His decision to swap three buildings owned by Venice university, two of which are grade-listed sixteenth century palaces, with a 1957 office block in 2013 also sparked strong dissent and protest.[11]

One of the palaces of the proposed swap is Ca Cappello, the sixteenth century palazzo on the grand Canal that was famously the home of English archeologist and Niniveh discoverer Austen Henry Layard and his wife Lady Enid Layard. Together with Ca Cappello the swap would also see the alienation of Ca Bembo and Palazzo Cosulich.

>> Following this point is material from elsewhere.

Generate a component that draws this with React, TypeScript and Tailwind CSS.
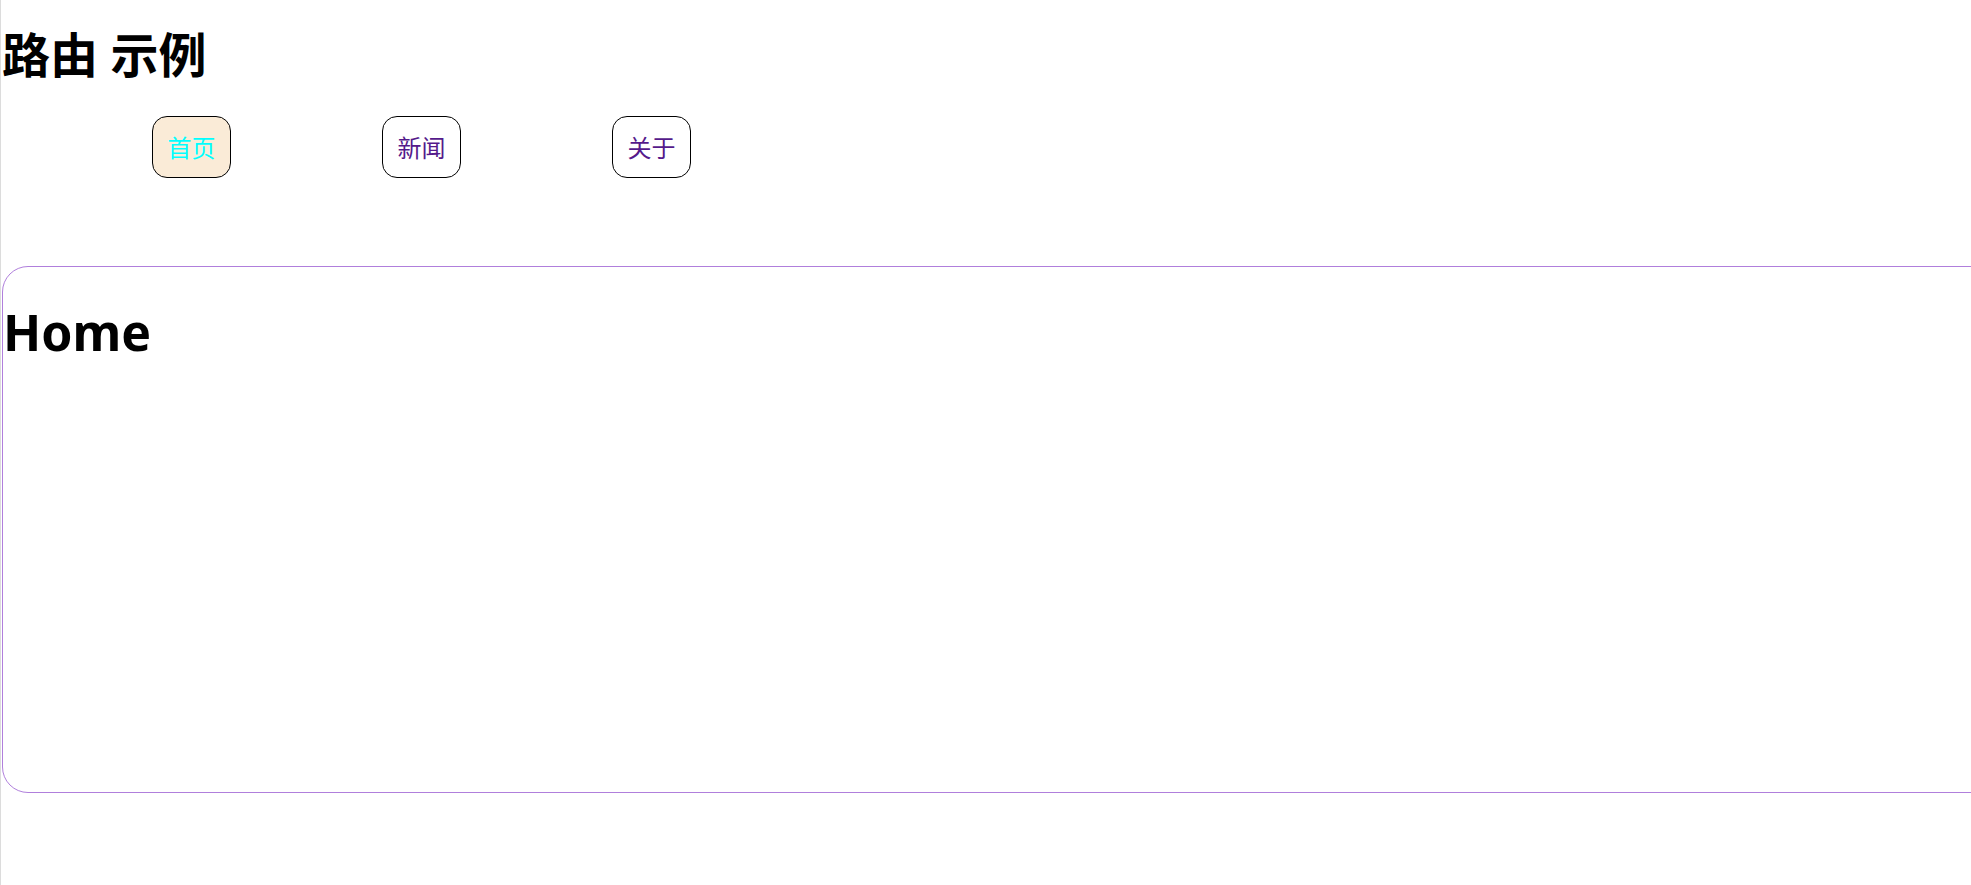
const links = [
  { label: "首页", active: true },
  { label: "新闻", active: false },
  { label: "关于", active: false },
];

export default function App() {
  return (
    <div
      className="min-h-screen overflow-hidden bg-white border-l border-[#dcdcdc]"
      style={{ fontFamily: '"Noto Sans", "Noto Sans CJK SC", sans-serif' }}
    >
      <h1 className="pt-[31px] pl-[1px] text-[48px] leading-none font-bold text-black">路由 示例</h1>

      {/* 导航 */}
      <nav className="flex mt-[37px] pl-[151px] gap-[151px]">
        {links.map((l) => (
          <a
            key={l.label}
            href="#"
            className={`flex items-center justify-center w-[79px] h-[62px] pt-[2px] rounded-[15px] border border-black text-[24px] ${
              l.active ? "bg-[#faebd7] text-[#00ffff]" : "bg-white text-[#551a8b]"
            }`}
          >
            {l.label}
          </a>
        ))}
      </nav>

      {/* 路由出口 */}
      <div className="ml-px mt-[88px] w-[2100px] h-[527px] rounded-[26px] border border-[#b07fdc]">
        <h2 className="mt-[40px] text-[50px] leading-none font-bold text-black">Home</h2>
      </div>
    </div>
  );
}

The language department have in particular objected to the lack of adequate spaces and the lack of transparency over the operation, which was undertaken without their knowledge and participation.[12] A student demonstration entered the building while an administrative meeting on the building swap was in session, with considerable controversy ensuing later over whether the chancellor pushed one of the demonstrators or was pushed by one.[13] In an unprecedented move, 115 members of faculty petitioned the chancellor to halt the transfer of property and expressed sympathy with the student protesters.[14] The chancellor's decision to request the police to sue the students for interruption of public service brought even stronger condemnation, and 138 members of faculty expressed solidarity with the students being sued.[15] Italian investigative weekly L'Espresso has recently noted the problems over the swap, and the apparent mismatch between estimates, and reconstructed the affair from the beginning.[16]